All employers are required to deduct from the paycheques of their employees a percentage of the income earned as payroll remittances, plus an amount for Employment Insurance (EI) and Canada Pension Plan (CPP). In additions to the EI and CPP withholding from employees paycheques, the employer is obligated to contribute an amount for EI and CPP as well. At the end of the year there is an obligation to issue T4 slips to the employees and to file a T4 Summary with CRA.
In Canada, calculating payroll involves identifying and determining gross pay. This is then followed by subtracting any deductions and payroll taxes to help you arrive at net pay. When used correctly, a payroll calculator can ensure no mistakes in net pay that you issue to your staff or taxes paid to the CRA. Consult a professional tax lawyer in your area.
Payroll deduction amounts depend on the province of employment. However, all Canadian employers are responsible for deducting the amounts of the Canada Pension Plan contribution, the Employment Insurance premium, federal income tax, and provincial income tax.

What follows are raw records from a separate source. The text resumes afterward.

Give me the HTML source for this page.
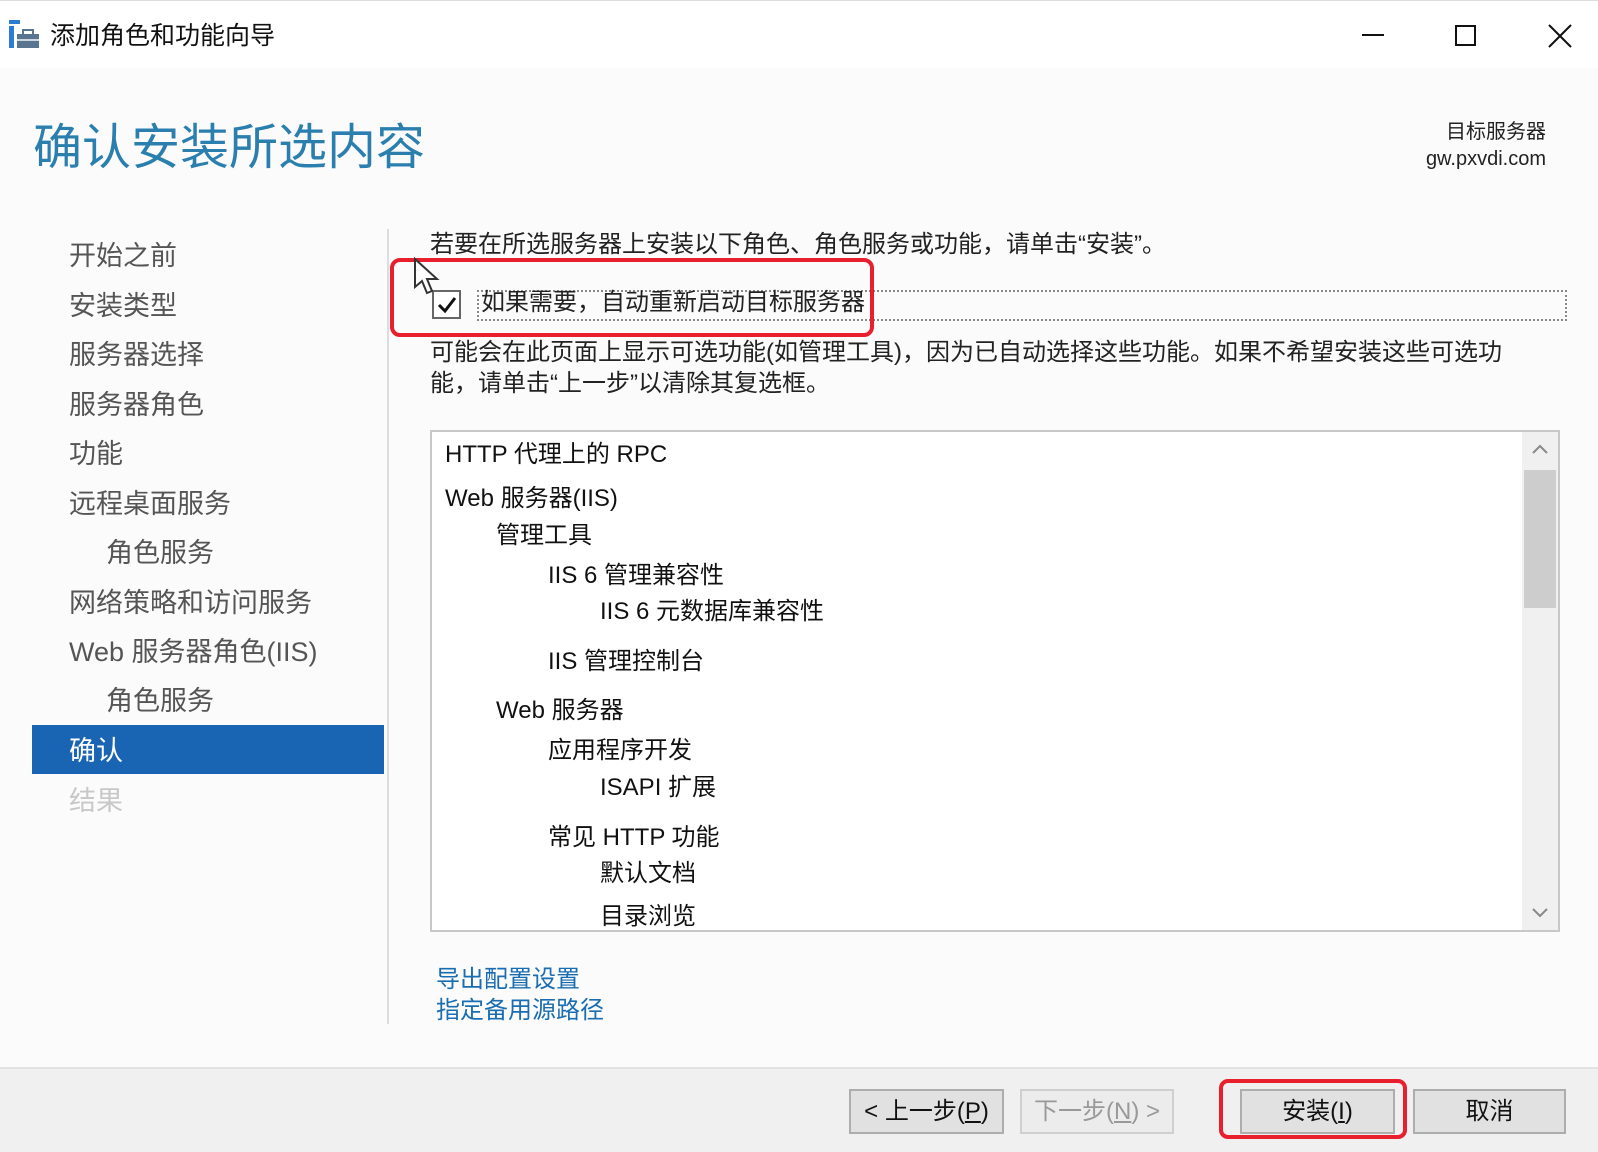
<!DOCTYPE html>
<html><head><meta charset="utf-8"><style>
*{margin:0;padding:0;box-sizing:border-box}
body{width:1598px;height:1152px;background:#fbfbfb;position:relative;overflow:hidden;font-family:"Liberation Sans","Noto Sans CJK SC",sans-serif;color:#222}
.a{position:absolute;white-space:nowrap}
.nav{position:absolute;left:69px;font-size:27px;color:#555;line-height:34px}
.li{position:absolute;font-size:24px;color:#111;line-height:30px}
.btn{position:absolute;top:1089px;height:45px;background:#e1e1e1;border:2px solid #adadad;font-size:24px;text-align:center;line-height:41px;color:#111}
</style></head><body>
<div class="a" style="left:0;top:0;width:1598px;height:68px;background:#fff;border-top:1px solid #ddd"></div>
<svg class="a" style="left:9px;top:20px" width="30" height="30" viewBox="0 0 30 30"><rect x="0" y="0" width="11" height="4" fill="#2b7cd3"/><rect x="0" y="6" width="5" height="22" fill="#2b7cd3"/><rect x="8" y="14" width="22" height="14" fill="#5a7590"/><rect x="14" y="10" width="10" height="5" fill="none" stroke="#5a7590" stroke-width="2"/><rect x="8" y="19" width="22" height="2" fill="#cfd8e0"/></svg>
<div class="a" style="left:50px;top:20px;font-size:25px;line-height:32px;color:#111">添加角色和功能向导</div>
<div class="a" style="left:1362px;top:34px;width:22px;height:2px;background:#111"></div>
<div class="a" style="left:1455px;top:25px;width:21px;height:21px;border:2px solid #111"></div>
<svg class="a" style="left:1548px;top:24px" width="24" height="24"><path d="M1 1L23 23M23 1L1 23" stroke="#111" stroke-width="2"/></svg>
<div class="a" style="left:33px;top:116px;font-size:49px;line-height:64px;color:#2a7fae">确认安装所选内容</div>
<div class="a" style="right:52px;top:119px;font-size:20px;line-height:27px;text-align:right;color:#222">目标服务器<br>gw.pxvdi.com</div>
<div class="nav" style="top:239px">开始之前</div>
<div class="nav" style="top:289px">安装类型</div>
<div class="nav" style="top:338px">服务器选择</div>
<div class="nav" style="top:388px">服务器角色</div>
<div class="nav" style="top:437px">功能</div>
<div class="nav" style="top:487px">远程桌面服务</div>
<div class="nav" style="top:536px;left:106px">角色服务</div>
<div class="nav" style="top:586px">网络策略和访问服务</div>
<div class="nav" style="top:635px">Web 服务器角色(IIS)</div>
<div class="nav" style="top:684px;left:106px">角色服务</div>
<div class="a" style="left:32px;top:725px;width:352px;height:49px;background:#1a64b4"></div>
<div class="nav" style="top:734px;color:#fff">确认</div>
<div class="nav" style="top:784px;color:#c8c8c8">结果</div>
<div class="a" style="left:387px;top:229px;width:2px;height:795px;background:#ddd"></div>
<div class="a" style="left:430px;top:230px;font-size:24px;line-height:30px">若要在所选服务器上安装以下角色、角色服务或功能，请单击“安装”。</div>
<div class="a" style="left:477px;top:290px;width:1090px;height:31px;border:2px dotted #888"></div>
<div class="a" style="left:432px;top:290px;width:29px;height:29px;border:2px solid #666;background:#fff"></div>
<svg class="a" style="left:436px;top:294px" width="22" height="22"><path d="M3 11L9 17L19 4" stroke="#111" stroke-width="3" fill="none"/></svg>
<div class="a" style="left:481px;top:288px;font-size:24px;line-height:30px">如果需要，自动重新启动目标服务器</div>
<div class="a" style="left:390px;top:258px;width:484px;height:79px;border:4px solid #e8202e;border-radius:10px"></div>
<svg class="a" style="left:413px;top:257px" width="28" height="40"><path d="M2 2L2 30L9 24L14 36L19 34L14 22L24 22Z" fill="#fff" stroke="#333" stroke-width="2"/></svg>
<div class="a" style="left:430px;top:337px;font-size:24px;line-height:31px">可能会在此页面上显示可选功能(如管理工具)，因为已自动选择这些功能。如果不希望安装这些可选功<br>能，请单击“上一步”以清除其复选框。</div>
<div class="a" style="left:430px;top:430px;width:1130px;height:502px;background:#fff;border:2px solid #c8c8c8;overflow:hidden">
<div class="a" style="right:0;top:0;width:36px;height:500px;background:#f0f0f0"></div>
<div class="a" style="right:2px;top:38px;width:32px;height:138px;background:#cdcdcd"></div>
<svg class="a" style="right:10px;top:12px" width="16" height="10"><path d="M1 9L8 2L15 9" stroke="#888" stroke-width="2" fill="none"/></svg>
<svg class="a" style="right:10px;bottom:12px" width="16" height="10"><path d="M1 1L8 8L15 1" stroke="#888" stroke-width="2" fill="none"/></svg>
</div>
<div class="li" style="left:445px;top:440px">HTTP 代理上的 RPC</div>
<div class="li" style="left:445px;top:484px">Web 服务器(IIS)</div>
<div class="li" style="left:496px;top:521px">管理工具</div>
<div class="li" style="left:548px;top:561px">IIS 6 管理兼容性</div>
<div class="li" style="left:600px;top:597px">IIS 6 元数据库兼容性</div>
<div class="li" style="left:548px;top:647px">IIS 管理控制台</div>
<div class="li" style="left:496px;top:696px">Web 服务器</div>
<div class="li" style="left:548px;top:736px">应用程序开发</div>
<div class="li" style="left:600px;top:773px">ISAPI 扩展</div>
<div class="li" style="left:548px;top:823px">常见 HTTP 功能</div>
<div class="li" style="left:600px;top:859px">默认文档</div>
<div style="position:absolute;left:432px;top:900px;width:1090px;height:30px;overflow:hidden"><div class="li" style="left:168px;top:2px">目录浏览</div></div>
<div class="a" style="left:436px;top:965px;font-size:24px;line-height:30px;color:#1a6db0">导出配置设置</div>
<div class="a" style="left:436px;top:996px;font-size:24px;line-height:30px;color:#1a6db0">指定备用源路径</div>
<div class="a" style="left:0;top:1067px;width:1598px;height:85px;background:#f0f0f0;border-top:2px solid #e2e2e2"></div>
<div class="btn" style="left:849px;width:155px">&lt; 上一步(<u>P</u>)</div>
<div class="btn" style="left:1020px;width:154px;color:#999;background:#ececec;border-color:#cfcfcf">下一步(<u>N</u>) &gt;</div>
<div class="btn" style="left:1240px;width:155px">安装(<u>I</u>)</div>
<div class="btn" style="left:1413px;width:153px">取消</div>
<div class="a" style="left:1219px;top:1079px;width:188px;height:60px;border:4px solid #e8202e;border-radius:9px"></div>
</body></html>
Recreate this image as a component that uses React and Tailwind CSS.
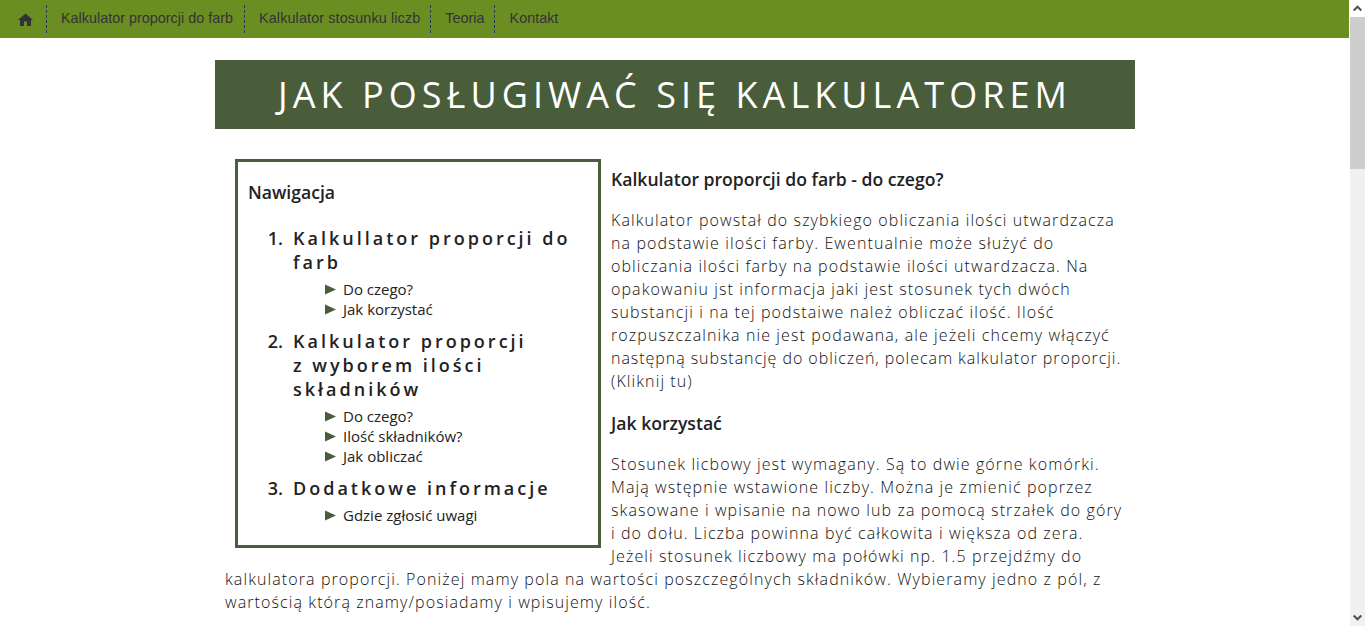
import React from "react";

const os = "font-['Open_Sans',sans-serif]";

function Bar({ children, className }) {
  return (
    <a className={`h-[28px] flex items-center text-[14.4px] text-[#333] ${className}`}>
      {children}
    </a>
  );
}

function Section({ n, title, items }) {
  return (
    <li className="flex">
      <span className="w-[45px] shrink-0 text-right pr-[10px] text-[18px] leading-[24px] font-semibold text-[#222]">{n}.</span>
      <div className="min-w-0">
        <div className="text-[18px] leading-[24px] font-semibold tracking-[3px] text-[#222]">{title}</div>
        <ul className="mt-[5px] mb-[10px]">
          {items.map((t) => (
            <li key={t} className="flex items-center h-[20px] pl-[32px] text-[15px] text-[#222]">
              <svg width="11" height="11" viewBox="0 0 11 11" className="shrink-0 mr-[7px]">
                <path d="M0 0.5 L11 5.5 L0 10.5 Z" fill="#4a5d3a" />
              </svg>
              {t}
            </li>
          ))}
        </ul>
      </div>
    </li>
  );
}

export default function App() {
  return (
    <div className="flex h-[626px] w-[1365px] overflow-hidden bg-white">
      <div className="w-[1350px] shrink-0 min-w-0">
        <nav className="h-[38px] bg-[#6b8e23] flex items-center pl-[5px] mr-[1px] font-['Liberation_Sans',sans-serif]">
          <a className="px-[13px] h-[28px] flex items-center border-r border-dashed border-[#1f3a5f]">
            <svg width="15" height="13" viewBox="0 0 15 13">
              <path d="M7.5 0.5 L15 7 H13 V13 H9 V8.5 H6 V13 H2 V7 H0 Z" fill="#333" />
            </svg>
          </a>
          <Bar className="pl-[14px] pr-[11px] border-r border-dashed border-[#1f3a5f]">Kalkulator proporcji do farb</Bar>
          <Bar className="pl-[14px] pr-[10px] tracking-[0.12px] border-r border-dashed border-[#1f3a5f]">Kalkulator stosunku liczb</Bar>
          <Bar className="pl-[14px] pr-[9px] border-r border-dashed border-[#1f3a5f]">Teoria</Bar>
          <Bar className="pl-[15px] pr-[10px]">Kontakt</Bar>
        </nav>
        <main className={`w-[920px] mx-auto mt-[22px] ${os}`}>
          <h1 className="h-[69px] bg-[#4a5d3a] text-white text-center text-[36px] leading-[69px] font-normal tracking-[5.04px]">
            JAK POSŁUGIWAĆ SIĘ KALKULATOREM
          </h1>
          <div className="px-[10px] pt-[30px]">
            <aside className="float-left w-[366px] h-[389px] ml-[10px] mr-[10px] border-[3px] border-[#4a5d3a] pt-[18px] pl-[10px] pr-[10px] mb-[4px]">
              <h2 className="text-[17.6px] leading-[25px] font-semibold text-[#222] mb-[21px]">Nawigacja</h2>
              <ol>
                <Section n={1} title="Kalkullator proporcji do farb" items={["Do czego?", "Jak korzystać"]} />
                <Section n={2} title={<>Kalkulator proporcji<br />z wyborem ilości<br />składników</>} items={["Do czego?", "Ilość składników?", "Jak obliczać"]} />
                <Section n={3} title="Dodatkowe informacje" items={["Gdzie zgłosić uwagi"]} />
              </ol>
            </aside>
            <h3 className="text-[17.6px] leading-[25px] font-semibold text-[#222] pt-[8px] mb-[17px]">Kalkulator proporcji do farb - do czego?</h3>
            <p className="text-[16px] leading-[23px] font-light tracking-[1.1px] text-[#111] mb-[18px] whitespace-nowrap">
              Kalkulator powstał do szybkiego obliczania ilości utwardzacza<br />
              na podstawie ilości farby. Ewentualnie może służyć do<br />
              obliczania ilości farby na podstawie ilości utwardzacza. Na<br />
              opakowaniu jst informacja jaki jest stosunek tych dwóch<br />
              substancji i na tej podstaiwe należ obliczać ilość. Ilość<br />
              rozpuszczalnika nie jest podawana, ale jeżeli chcemy włączyć<br />
              <span className="tracking-[0.95px]">następną substancję do obliczeń, polecam kalkulator proporcji.</span><br />
              (Kliknij tu)
            </p>
            <h3 className="text-[17.6px] leading-[25px] font-semibold text-[#222] mb-[17px]">Jak korzystać</h3>
            <p className="text-[16px] leading-[23px] font-light tracking-[1.1px] text-[#111] whitespace-nowrap">
              Stosunek licbowy jest wymagany. Są to dwie górne komórki.<br />
              Mają wstępnie wstawione liczby. Można je zmienić poprzez<br />
              skasowane i wpisanie na nowo lub za pomocą strzałek do góry<br />
              i do dołu. Liczba powinna być całkowita i większa od zera.<br />
              Jeżeli stosunek liczbowy ma połówki np. 1.5 przejdźmy do<br />
              kalkulatora proporcji. Poniżej mamy pola na wartości poszczególnych składników. Wybieramy jedno z pól, z<br />
              wartością którą znamy/posiadamy i wpisujemy ilość.
            </p>
          </div>
        </main>
      </div>
      <div className="w-[15px] shrink-0 h-full bg-[#f0f0f0] flex flex-col">
        <div className="h-[17px] bg-white flex items-center justify-center">
          <svg width="9" height="7" viewBox="0 0 9 7"><path d="M0.7 5.5 L4.5 1.7 L8.3 5.5" fill="none" stroke="#505050" strokeWidth="2" /></svg>
        </div>
        <div className="h-[152px] bg-[#cdcdcd]" />
        <div className="flex-1" />
        <div className="h-[17px] flex items-center justify-center">
          <svg width="9" height="7" viewBox="0 0 9 7"><path d="M0.7 1.5 L4.5 5.3 L8.3 1.5" fill="none" stroke="#505050" strokeWidth="2" /></svg>
        </div>
      </div>
    </div>
  );
}
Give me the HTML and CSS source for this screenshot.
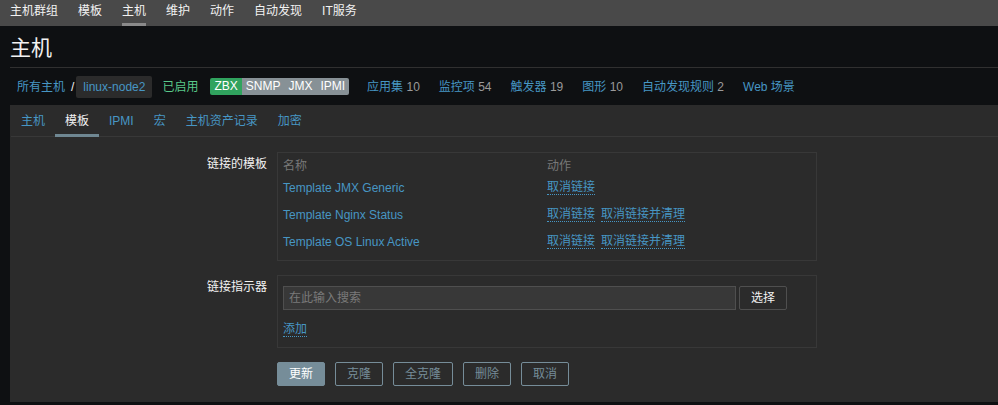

If you receive employment income or any other type of income, your employer or payer will deduct income tax at source from the amount paid. If you expect to be making less than the total claim amount indicated on Form TD1 for an entire year, you can ask your employer or payer to not make any deductions.
CRA Tax Audits
There are over 350,000 tax audit and review actions conducted by the Canada Revenue Agency on a yearly basis. Around 15,000 of these tax audits deal with “cash only” businesses (i.e. the underground economy). Additionally, an estimated 35,000 are tax shelter audits.